Recorded information:
..........

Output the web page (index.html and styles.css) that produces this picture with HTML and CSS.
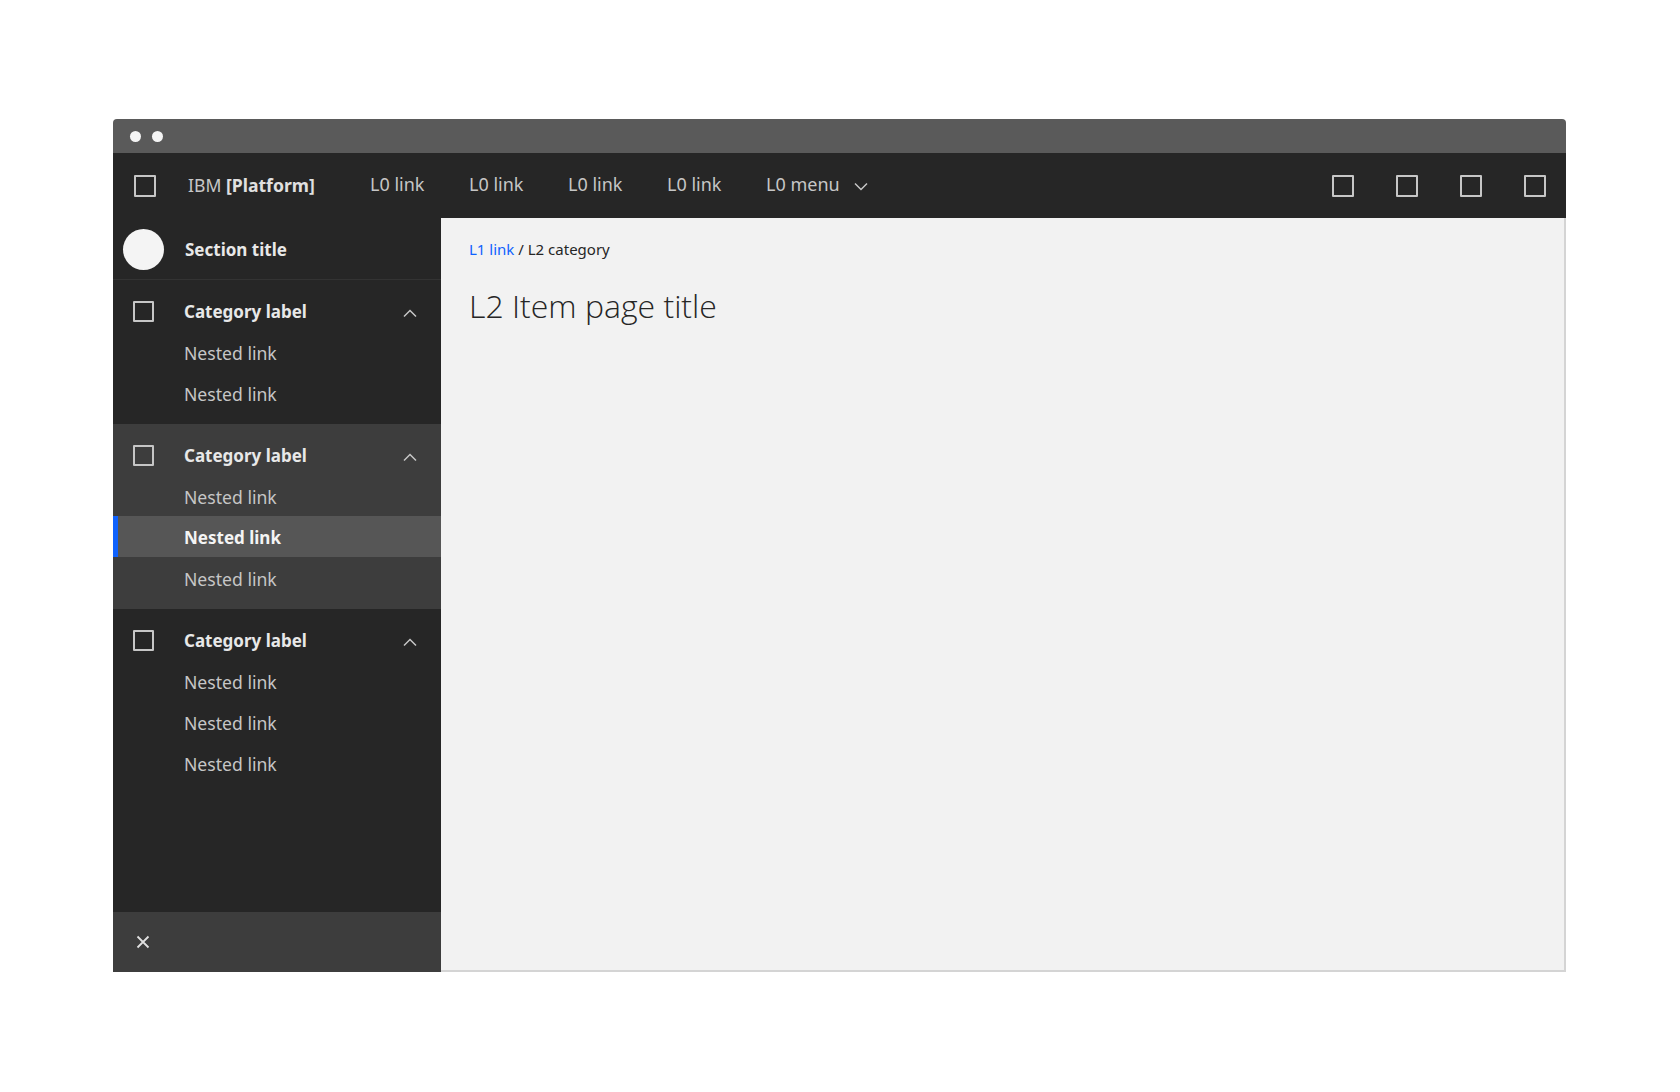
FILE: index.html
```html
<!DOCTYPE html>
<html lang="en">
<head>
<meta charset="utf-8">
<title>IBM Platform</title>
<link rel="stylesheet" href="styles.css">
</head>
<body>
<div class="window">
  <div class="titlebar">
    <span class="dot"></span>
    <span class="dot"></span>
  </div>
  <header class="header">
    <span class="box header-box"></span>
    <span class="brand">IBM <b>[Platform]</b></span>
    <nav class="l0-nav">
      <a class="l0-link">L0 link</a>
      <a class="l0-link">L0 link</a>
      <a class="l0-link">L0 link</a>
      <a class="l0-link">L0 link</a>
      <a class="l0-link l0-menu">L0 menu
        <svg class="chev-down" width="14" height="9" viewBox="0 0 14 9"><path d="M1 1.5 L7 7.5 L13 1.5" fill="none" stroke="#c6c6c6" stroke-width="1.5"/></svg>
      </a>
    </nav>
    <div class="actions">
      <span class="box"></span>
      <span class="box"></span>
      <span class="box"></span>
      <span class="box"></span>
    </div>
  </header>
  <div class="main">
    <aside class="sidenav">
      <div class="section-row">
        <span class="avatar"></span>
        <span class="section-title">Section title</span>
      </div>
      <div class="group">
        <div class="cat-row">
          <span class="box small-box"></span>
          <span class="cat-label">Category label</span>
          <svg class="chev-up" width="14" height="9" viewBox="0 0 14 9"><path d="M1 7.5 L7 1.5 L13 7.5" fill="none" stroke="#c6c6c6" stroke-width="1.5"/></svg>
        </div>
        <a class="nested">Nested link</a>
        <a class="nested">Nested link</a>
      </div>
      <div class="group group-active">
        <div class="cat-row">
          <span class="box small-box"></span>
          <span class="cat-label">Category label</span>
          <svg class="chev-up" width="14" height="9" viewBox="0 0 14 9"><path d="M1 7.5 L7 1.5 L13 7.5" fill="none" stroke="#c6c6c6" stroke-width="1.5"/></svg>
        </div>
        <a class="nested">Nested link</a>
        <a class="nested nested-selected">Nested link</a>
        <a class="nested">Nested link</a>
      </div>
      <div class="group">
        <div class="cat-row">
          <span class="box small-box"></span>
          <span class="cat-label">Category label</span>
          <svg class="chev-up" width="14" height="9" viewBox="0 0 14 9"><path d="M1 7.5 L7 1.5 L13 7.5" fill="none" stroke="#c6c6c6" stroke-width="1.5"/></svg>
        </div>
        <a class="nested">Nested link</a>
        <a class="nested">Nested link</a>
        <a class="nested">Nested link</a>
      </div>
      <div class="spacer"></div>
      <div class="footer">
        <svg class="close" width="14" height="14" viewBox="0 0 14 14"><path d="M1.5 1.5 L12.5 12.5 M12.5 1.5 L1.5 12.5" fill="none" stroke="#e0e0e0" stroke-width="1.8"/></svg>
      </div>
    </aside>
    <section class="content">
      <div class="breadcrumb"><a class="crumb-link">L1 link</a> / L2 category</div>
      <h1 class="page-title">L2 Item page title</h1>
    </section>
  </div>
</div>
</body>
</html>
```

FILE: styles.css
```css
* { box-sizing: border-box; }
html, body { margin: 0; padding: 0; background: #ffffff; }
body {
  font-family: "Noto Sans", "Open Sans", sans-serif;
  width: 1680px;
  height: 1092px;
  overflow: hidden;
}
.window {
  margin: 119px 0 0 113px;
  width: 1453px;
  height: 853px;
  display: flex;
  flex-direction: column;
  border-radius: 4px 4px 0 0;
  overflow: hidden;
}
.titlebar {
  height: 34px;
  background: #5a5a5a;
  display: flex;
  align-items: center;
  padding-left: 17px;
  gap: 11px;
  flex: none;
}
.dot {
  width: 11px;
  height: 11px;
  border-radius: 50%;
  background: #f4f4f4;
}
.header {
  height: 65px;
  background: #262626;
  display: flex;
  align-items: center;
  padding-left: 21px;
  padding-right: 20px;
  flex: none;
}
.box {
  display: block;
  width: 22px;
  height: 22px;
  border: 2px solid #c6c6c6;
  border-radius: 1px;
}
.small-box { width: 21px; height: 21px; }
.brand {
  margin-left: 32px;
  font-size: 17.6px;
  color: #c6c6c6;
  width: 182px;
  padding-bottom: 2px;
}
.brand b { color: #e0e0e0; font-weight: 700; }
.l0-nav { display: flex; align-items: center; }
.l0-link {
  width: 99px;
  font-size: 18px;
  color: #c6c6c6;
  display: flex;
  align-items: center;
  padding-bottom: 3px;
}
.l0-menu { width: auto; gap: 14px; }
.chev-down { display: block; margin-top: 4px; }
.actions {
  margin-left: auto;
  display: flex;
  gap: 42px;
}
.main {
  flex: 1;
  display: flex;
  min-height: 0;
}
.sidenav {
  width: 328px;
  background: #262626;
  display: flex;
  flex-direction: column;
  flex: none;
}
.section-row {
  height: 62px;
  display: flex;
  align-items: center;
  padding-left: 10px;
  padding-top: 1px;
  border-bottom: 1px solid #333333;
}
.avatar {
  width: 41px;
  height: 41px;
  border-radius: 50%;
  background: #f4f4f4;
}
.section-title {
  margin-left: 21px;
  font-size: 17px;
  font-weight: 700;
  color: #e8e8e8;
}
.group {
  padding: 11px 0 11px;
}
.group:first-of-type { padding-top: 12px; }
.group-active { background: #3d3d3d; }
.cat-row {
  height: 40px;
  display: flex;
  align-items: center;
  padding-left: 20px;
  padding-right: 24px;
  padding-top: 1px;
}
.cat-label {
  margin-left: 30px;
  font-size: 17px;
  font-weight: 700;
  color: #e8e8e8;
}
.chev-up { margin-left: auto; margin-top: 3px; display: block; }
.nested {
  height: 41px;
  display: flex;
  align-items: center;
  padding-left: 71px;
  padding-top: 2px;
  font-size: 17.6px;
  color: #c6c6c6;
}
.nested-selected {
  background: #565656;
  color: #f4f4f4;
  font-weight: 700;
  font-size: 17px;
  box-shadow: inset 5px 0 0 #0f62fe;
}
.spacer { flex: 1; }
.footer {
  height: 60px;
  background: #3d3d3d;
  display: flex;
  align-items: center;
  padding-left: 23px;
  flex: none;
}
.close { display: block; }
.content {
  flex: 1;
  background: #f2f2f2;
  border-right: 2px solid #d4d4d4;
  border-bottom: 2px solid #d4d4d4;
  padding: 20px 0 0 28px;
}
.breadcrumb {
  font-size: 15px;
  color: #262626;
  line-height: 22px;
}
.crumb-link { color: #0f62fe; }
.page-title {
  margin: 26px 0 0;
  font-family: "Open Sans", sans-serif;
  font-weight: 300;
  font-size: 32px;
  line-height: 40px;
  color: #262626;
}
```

..........

Given instruction: Reproduce each line exactly as it appears, omitting the pictures.

Exercise output:
Output the web page (index.html and styles.css) that produces this picture with HTML and CSS.
FILE: index.html
```html
<!DOCTYPE html>
<html lang="en">
<head>
<meta charset="utf-8">
<title>IBM Platform</title>
<link rel="stylesheet" href="styles.css">
</head>
<body>
<div class="window">
  <div class="titlebar">
    <span class="dot"></span>
    <span class="dot"></span>
  </div>
  <header class="header">
    <span class="box header-box"></span>
    <span class="brand">IBM <b>[Platform]</b></span>
    <nav class="l0-nav">
      <a class="l0-link">L0 link</a>
      <a class="l0-link">L0 link</a>
      <a class="l0-link">L0 link</a>
      <a class="l0-link">L0 link</a>
      <a class="l0-link l0-menu">L0 menu
        <svg class="chev-down" width="14" height="9" viewBox="0 0 14 9"><path d="M1 1.5 L7 7.5 L13 1.5" fill="none" stroke="#c6c6c6" stroke-width="1.5"/></svg>
      </a>
    </nav>
    <div class="actions">
      <span class="box"></span>
      <span class="box"></span>
      <span class="box"></span>
      <span class="box"></span>
    </div>
  </header>
  <div class="main">
    <aside class="sidenav">
      <div class="section-row">
        <span class="avatar"></span>
        <span class="section-title">Section title</span>
      </div>
      <div class="group">
        <div class="cat-row">
          <span class="box small-box"></span>
          <span class="cat-label">Category label</span>
          <svg class="chev-up" width="14" height="9" viewBox="0 0 14 9"><path d="M1 7.5 L7 1.5 L13 7.5" fill="none" stroke="#c6c6c6" stroke-width="1.5"/></svg>
        </div>
        <a class="nested">Nested link</a>
        <a class="nested">Nested link</a>
      </div>
      <div class="group group-active">
        <div class="cat-row">
          <span class="box small-box"></span>
          <span class="cat-label">Category label</span>
          <svg class="chev-up" width="14" height="9" viewBox="0 0 14 9"><path d="M1 7.5 L7 1.5 L13 7.5" fill="none" stroke="#c6c6c6" stroke-width="1.5"/></svg>
        </div>
        <a class="nested">Nested link</a>
        <a class="nested nested-selected">Nested link</a>
        <a class="nested">Nested link</a>
      </div>
      <div class="group">
        <div class="cat-row">
          <span class="box small-box"></span>
          <span class="cat-label">Category label</span>
          <svg class="chev-up" width="14" height="9" viewBox="0 0 14 9"><path d="M1 7.5 L7 1.5 L13 7.5" fill="none" stroke="#c6c6c6" stroke-width="1.5"/></svg>
        </div>
        <a class="nested">Nested link</a>
        <a class="nested">Nested link</a>
        <a class="nested">Nested link</a>
      </div>
      <div class="spacer"></div>
      <div class="footer">
        <svg class="close" width="14" height="14" viewBox="0 0 14 14"><path d="M1.5 1.5 L12.5 12.5 M12.5 1.5 L1.5 12.5" fill="none" stroke="#e0e0e0" stroke-width="1.8"/></svg>
      </div>
    </aside>
    <section class="content">
      <div class="breadcrumb"><a class="crumb-link">L1 link</a> / L2 category</div>
      <h1 class="page-title">L2 Item page title</h1>
    </section>
  </div>
</div>
</body>
</html>
```

FILE: styles.css
```css
* { box-sizing: border-box; }
html, body { margin: 0; padding: 0; background: #ffffff; }
body {
  font-family: "Noto Sans", "Open Sans", sans-serif;
  width: 1680px;
  height: 1092px;
  overflow: hidden;
}
.window {
  margin: 119px 0 0 113px;
  width: 1453px;
  height: 853px;
  display: flex;
  flex-direction: column;
  border-radius: 4px 4px 0 0;
  overflow: hidden;
}
.titlebar {
  height: 34px;
  background: #5a5a5a;
  display: flex;
  align-items: center;
  padding-left: 17px;
  gap: 11px;
  flex: none;
}
.dot {
  width: 11px;
  height: 11px;
  border-radius: 50%;
  background: #f4f4f4;
}
.header {
  height: 65px;
  background: #262626;
  display: flex;
  align-items: center;
  padding-left: 21px;
  padding-right: 20px;
  flex: none;
}
.box {
  display: block;
  width: 22px;
  height: 22px;
  border: 2px solid #c6c6c6;
  border-radius: 1px;
}
.small-box { width: 21px; height: 21px; }
.brand {
  margin-left: 32px;
  font-size: 17.6px;
  color: #c6c6c6;
  width: 182px;
  padding-bottom: 2px;
}
.brand b { color: #e0e0e0; font-weight: 700; }
.l0-nav { display: flex; align-items: center; }
.l0-link {
  width: 99px;
  font-size: 18px;
  color: #c6c6c6;
  display: flex;
  align-items: center;
  padding-bottom: 3px;
}
.l0-menu { width: auto; gap: 14px; }
.chev-down { display: block; margin-top: 4px; }
.actions {
  margin-left: auto;
  display: flex;
  gap: 42px;
}
.main {
  flex: 1;
  display: flex;
  min-height: 0;
}
.sidenav {
  width: 328px;
  background: #262626;
  display: flex;
  flex-direction: column;
  flex: none;
}
.section-row {
  height: 62px;
  display: flex;
  align-items: center;
  padding-left: 10px;
  padding-top: 1px;
  border-bottom: 1px solid #333333;
}
.avatar {
  width: 41px;
  height: 41px;
  border-radius: 50%;
  background: #f4f4f4;
}
.section-title {
  margin-left: 21px;
  font-size: 17px;
  font-weight: 700;
  color: #e8e8e8;
}
.group {
  padding: 11px 0 11px;
}
.group:first-of-type { padding-top: 12px; }
.group-active { background: #3d3d3d; }
.cat-row {
  height: 40px;
  display: flex;
  align-items: center;
  padding-left: 20px;
  padding-right: 24px;
  padding-top: 1px;
}
.cat-label {
  margin-left: 30px;
  font-size: 17px;
  font-weight: 700;
  color: #e8e8e8;
}
.chev-up { margin-left: auto; margin-top: 3px; display: block; }
.nested {
  height: 41px;
  display: flex;
  align-items: center;
  padding-left: 71px;
  padding-top: 2px;
  font-size: 17.6px;
  color: #c6c6c6;
}
.nested-selected {
  background: #565656;
  color: #f4f4f4;
  font-weight: 700;
  font-size: 17px;
  box-shadow: inset 5px 0 0 #0f62fe;
}
.spacer { flex: 1; }
.footer {
  height: 60px;
  background: #3d3d3d;
  display: flex;
  align-items: center;
  padding-left: 23px;
  flex: none;
}
.close { display: block; }
.content {
  flex: 1;
  background: #f2f2f2;
  border-right: 2px solid #d4d4d4;
  border-bottom: 2px solid #d4d4d4;
  padding: 20px 0 0 28px;
}
.breadcrumb {
  font-size: 15px;
  color: #262626;
  line-height: 22px;
}
.crumb-link { color: #0f62fe; }
.page-title {
  margin: 26px 0 0;
  font-family: "Open Sans", sans-serif;
  font-weight: 300;
  font-size: 32px;
  line-height: 40px;
  color: #262626;
}
```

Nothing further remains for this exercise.